_Written task_. Retype each record below word for word. Leave the pictures out.
........
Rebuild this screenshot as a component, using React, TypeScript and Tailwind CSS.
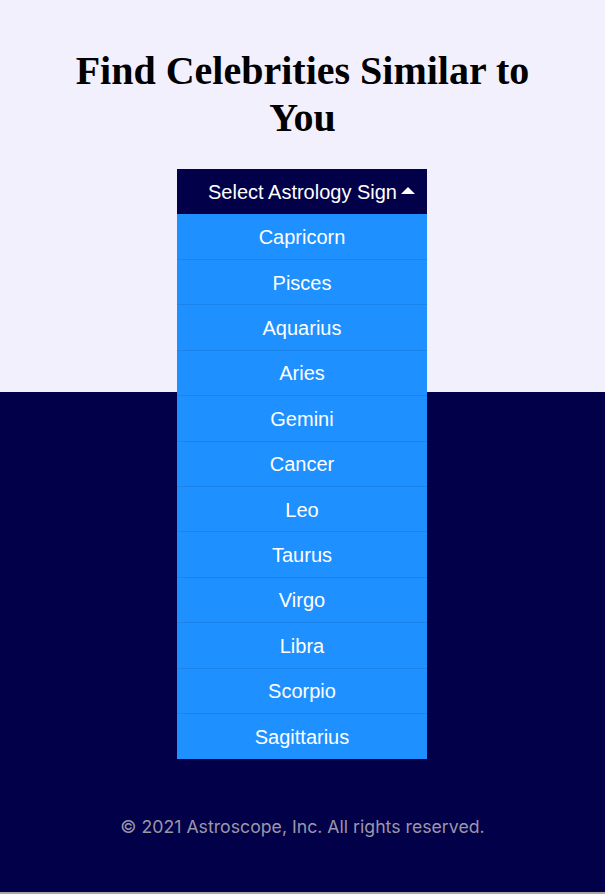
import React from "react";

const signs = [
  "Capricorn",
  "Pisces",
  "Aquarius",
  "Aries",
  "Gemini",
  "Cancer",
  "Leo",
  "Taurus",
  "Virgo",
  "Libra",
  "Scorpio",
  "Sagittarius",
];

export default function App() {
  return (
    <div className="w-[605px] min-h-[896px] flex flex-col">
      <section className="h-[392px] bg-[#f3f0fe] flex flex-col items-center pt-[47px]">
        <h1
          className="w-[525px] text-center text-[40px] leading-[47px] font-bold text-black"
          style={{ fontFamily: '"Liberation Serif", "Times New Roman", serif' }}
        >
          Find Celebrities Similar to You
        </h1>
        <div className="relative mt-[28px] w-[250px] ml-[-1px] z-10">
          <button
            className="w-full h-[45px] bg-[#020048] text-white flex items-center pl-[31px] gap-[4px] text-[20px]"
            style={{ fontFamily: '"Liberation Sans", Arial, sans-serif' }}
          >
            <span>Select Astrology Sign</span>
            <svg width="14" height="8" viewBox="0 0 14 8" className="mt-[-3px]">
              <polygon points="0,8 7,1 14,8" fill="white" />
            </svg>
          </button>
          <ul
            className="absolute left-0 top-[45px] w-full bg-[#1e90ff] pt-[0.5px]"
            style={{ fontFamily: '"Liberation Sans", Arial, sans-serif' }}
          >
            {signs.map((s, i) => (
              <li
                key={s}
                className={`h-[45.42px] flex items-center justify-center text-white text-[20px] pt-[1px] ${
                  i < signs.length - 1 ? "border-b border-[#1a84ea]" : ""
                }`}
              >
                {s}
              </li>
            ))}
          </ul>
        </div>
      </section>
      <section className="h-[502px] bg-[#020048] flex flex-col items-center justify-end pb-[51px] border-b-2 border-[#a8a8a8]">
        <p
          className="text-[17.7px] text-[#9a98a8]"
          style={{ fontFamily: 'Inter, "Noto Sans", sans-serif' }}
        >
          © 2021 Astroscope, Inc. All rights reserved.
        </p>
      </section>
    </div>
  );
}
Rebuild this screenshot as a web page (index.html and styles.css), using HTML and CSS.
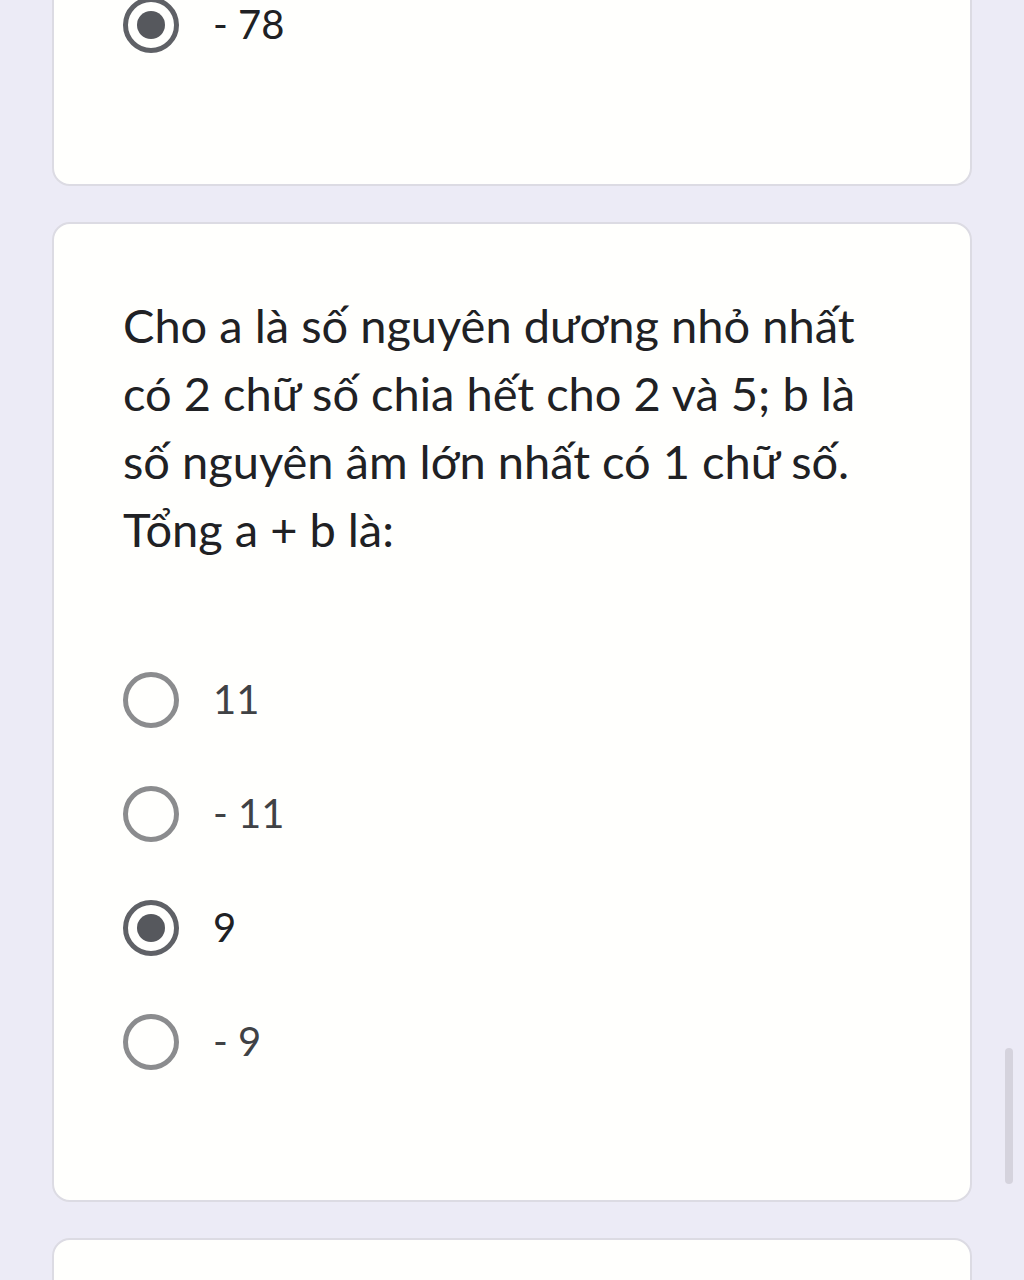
........
_The reply_.
Rebuild this screenshot as a component, using React, TypeScript and Tailwind CSS.
import React from "react";

const signs = [
  "Capricorn",
  "Pisces",
  "Aquarius",
  "Aries",
  "Gemini",
  "Cancer",
  "Leo",
  "Taurus",
  "Virgo",
  "Libra",
  "Scorpio",
  "Sagittarius",
];

export default function App() {
  return (
    <div className="w-[605px] min-h-[896px] flex flex-col">
      <section className="h-[392px] bg-[#f3f0fe] flex flex-col items-center pt-[47px]">
        <h1
          className="w-[525px] text-center text-[40px] leading-[47px] font-bold text-black"
          style={{ fontFamily: '"Liberation Serif", "Times New Roman", serif' }}
        >
          Find Celebrities Similar to You
        </h1>
        <div className="relative mt-[28px] w-[250px] ml-[-1px] z-10">
          <button
            className="w-full h-[45px] bg-[#020048] text-white flex items-center pl-[31px] gap-[4px] text-[20px]"
            style={{ fontFamily: '"Liberation Sans", Arial, sans-serif' }}
          >
            <span>Select Astrology Sign</span>
            <svg width="14" height="8" viewBox="0 0 14 8" className="mt-[-3px]">
              <polygon points="0,8 7,1 14,8" fill="white" />
            </svg>
          </button>
          <ul
            className="absolute left-0 top-[45px] w-full bg-[#1e90ff] pt-[0.5px]"
            style={{ fontFamily: '"Liberation Sans", Arial, sans-serif' }}
          >
            {signs.map((s, i) => (
              <li
                key={s}
                className={`h-[45.42px] flex items-center justify-center text-white text-[20px] pt-[1px] ${
                  i < signs.length - 1 ? "border-b border-[#1a84ea]" : ""
                }`}
              >
                {s}
              </li>
            ))}
          </ul>
        </div>
      </section>
      <section className="h-[502px] bg-[#020048] flex flex-col items-center justify-end pb-[51px] border-b-2 border-[#a8a8a8]">
        <p
          className="text-[17.7px] text-[#9a98a8]"
          style={{ fontFamily: 'Inter, "Noto Sans", sans-serif' }}
        >
          © 2021 Astroscope, Inc. All rights reserved.
        </p>
      </section>
    </div>
  );
}
Rebuild this screenshot as a web page (index.html and styles.css), using HTML and CSS.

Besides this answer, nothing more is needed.